La sixième remarque concerne la dimension locale, qui est loin d'être prépondérante. Ainsi une étude portant sur des PME de la région Poitou-Charente constate que le poids du local dans les stratégies d’innovation des entreprises reste faible. Les PME innovantes s’appuient sur des réseaux de relations largement extraterritoriaux, à dimension plutôt nationale, voire internationale et il en va de même pour les coopérations technologisues, qu'elles soient réalisées avec des clients, des fournisseurs, des concurrents ou des institutions techniques ou scientifiques. Améliorer la synergie en région n'est donc pas forcément la réponse la plus adaptée.

 

 Pour nos deux organisations, le service public de l’enseignement supérieur et de la recherche ne doit pas être au service de la compétition exacerbée entre les territoires (compétition qui va s'accentuer avec la réforme territoriale), mais doit au contraire être l’un des éléments moteurs de leur développement social et sociétal. 

 

C'est pourquoi il faut à notre pays une politique industrielle, organisée autour de programmes porteurs intégrant les problématiques du développement durable.
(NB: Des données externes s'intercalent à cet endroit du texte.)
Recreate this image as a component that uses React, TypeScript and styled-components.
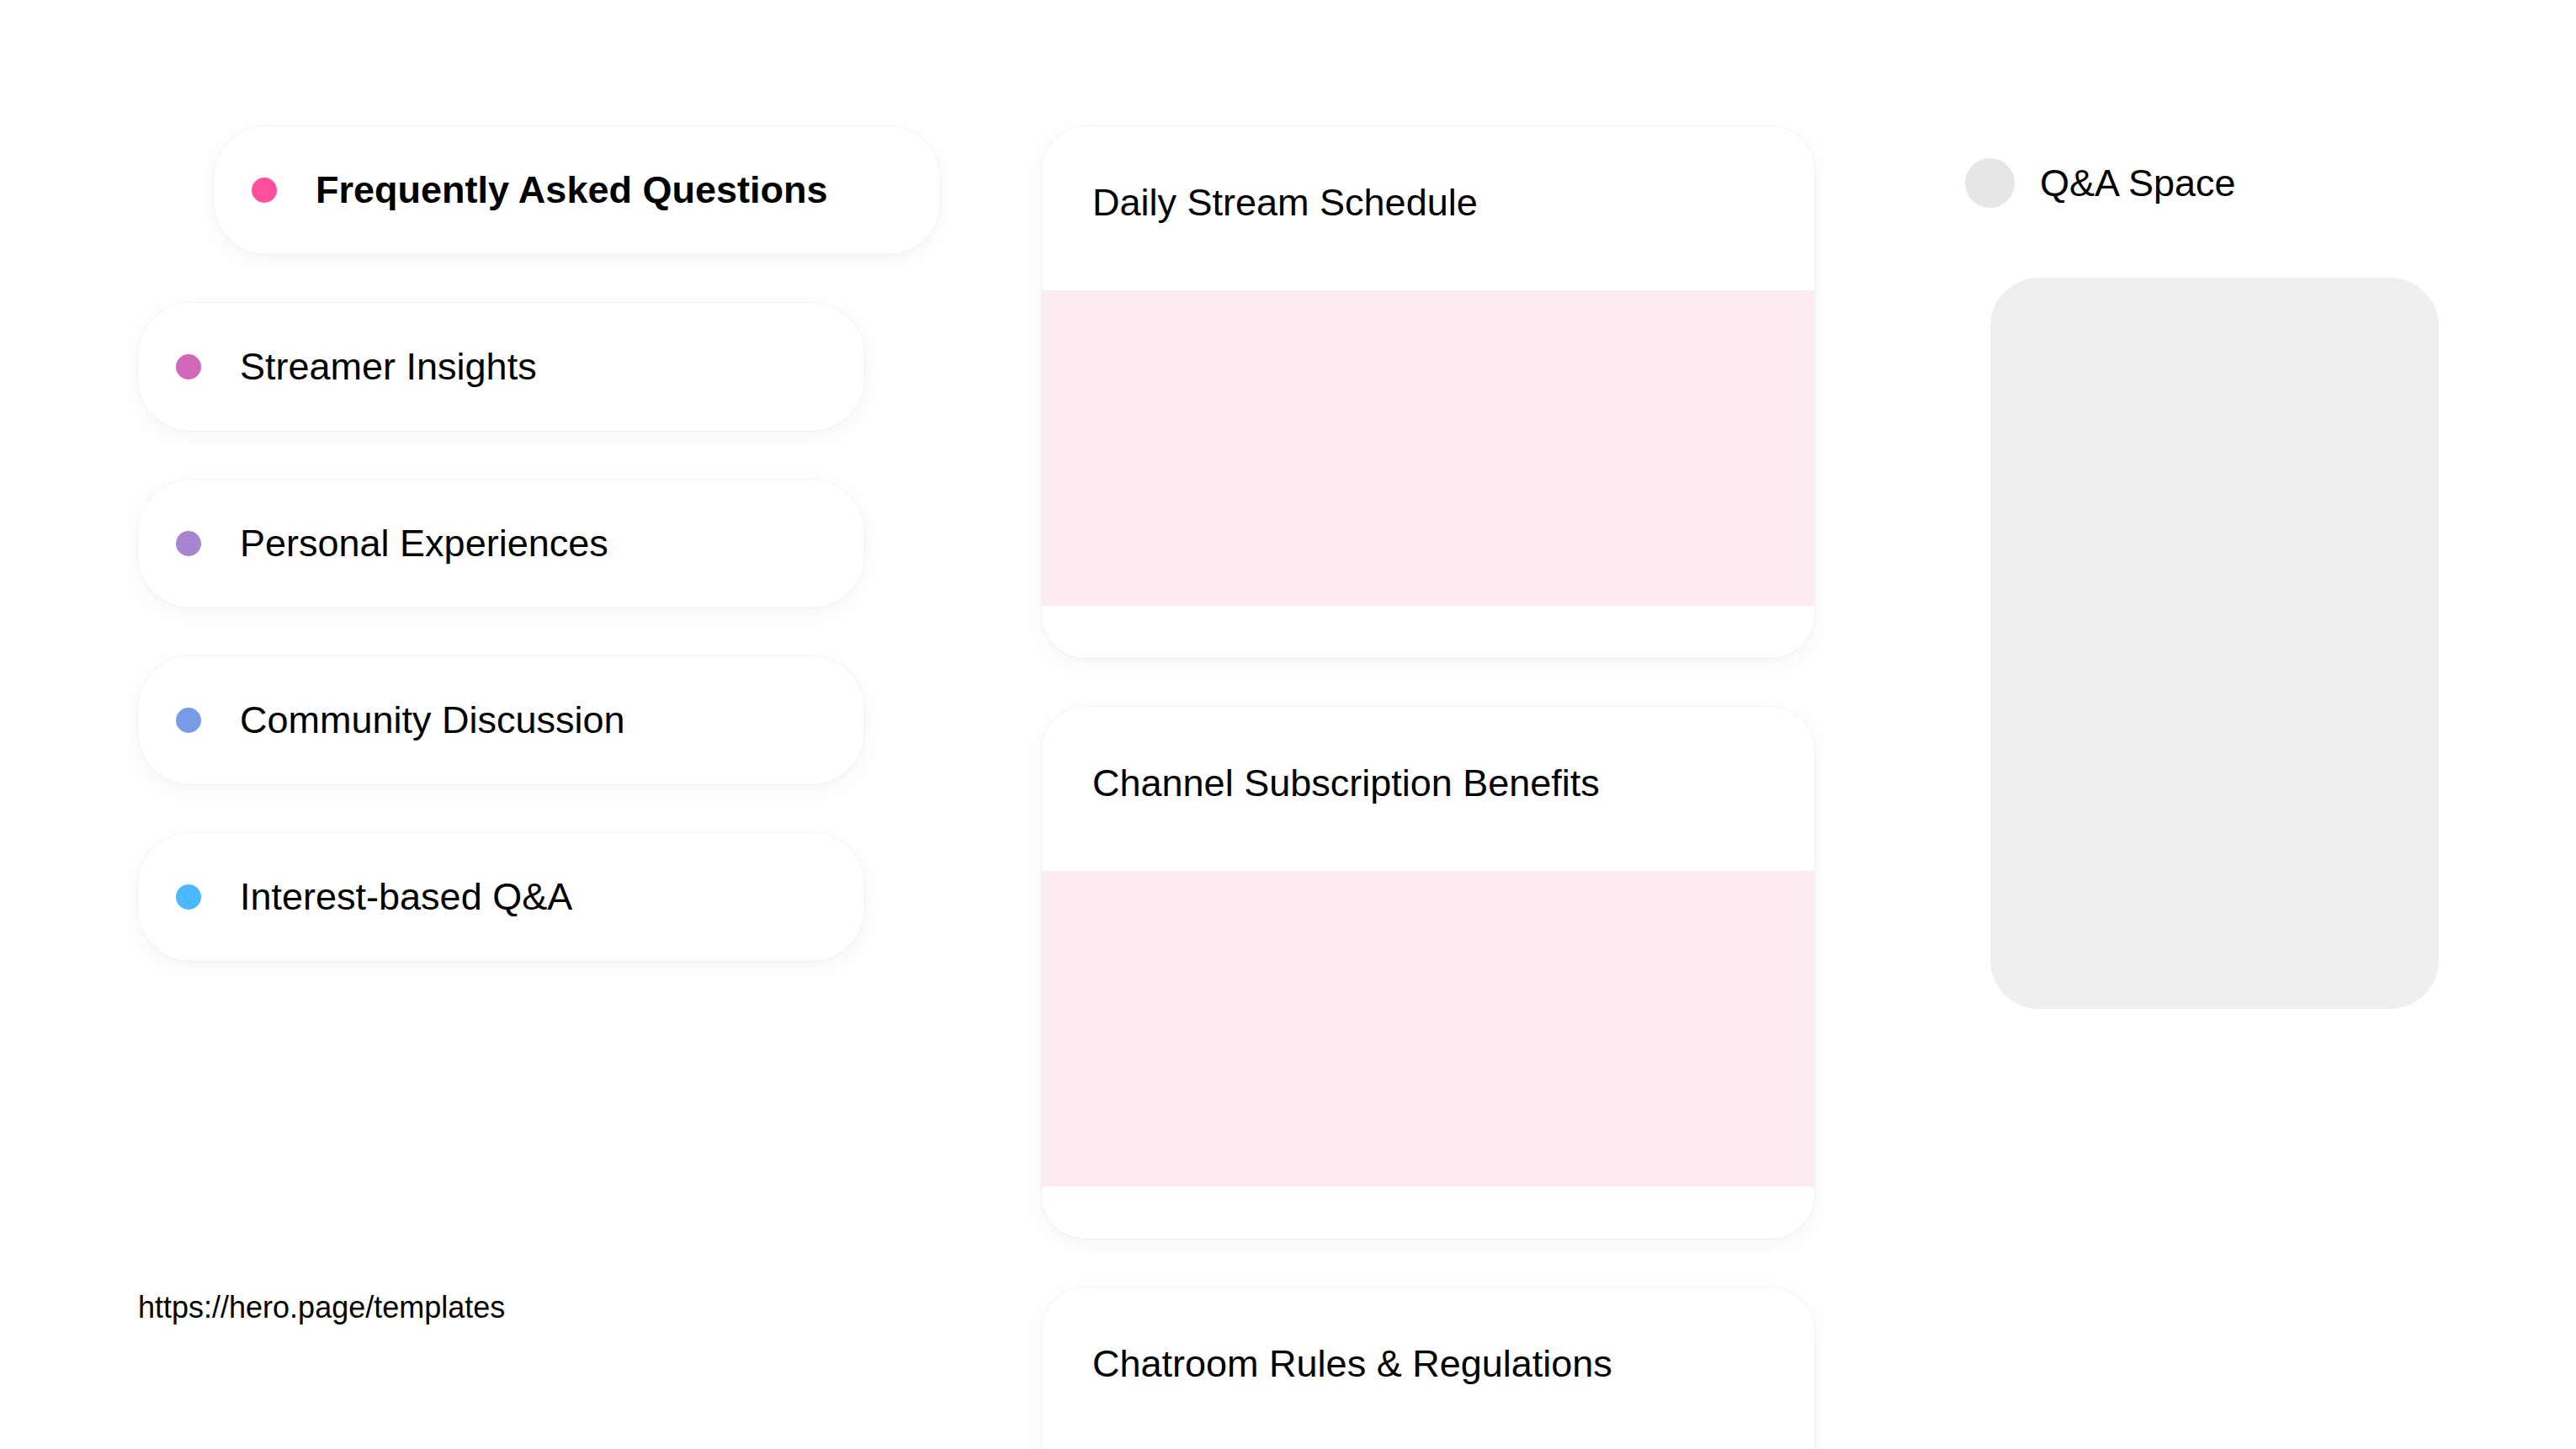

Le succès des grands programmes français dans l'aéronautique ou le spatial s'explique par la lucidité de la puissance publique sur les enjeux à venir qui a nourri l'ampleur, la continuité et la qualité de l'effort. Ni la mondialisation ni l'essoufflement de notre modèle économique ne sauraient nous dispenser de renouveler cet effort aujourd'hui.

 

Tout cela nous donne une image assez différente de celle de notre projet d'avis qui vise à réparer les défaillances du projet politique avec des rustines et cet aveuglement fait penser à l'histoire de cette personne qui cherche ses clés sous un lampadaire non pas parce qu'elle les a perdues là, mais parce que c'est le seul endroit éclairé de la rue.

 

Les représentants CGT et FSU ne voteront pas le projet d'avis.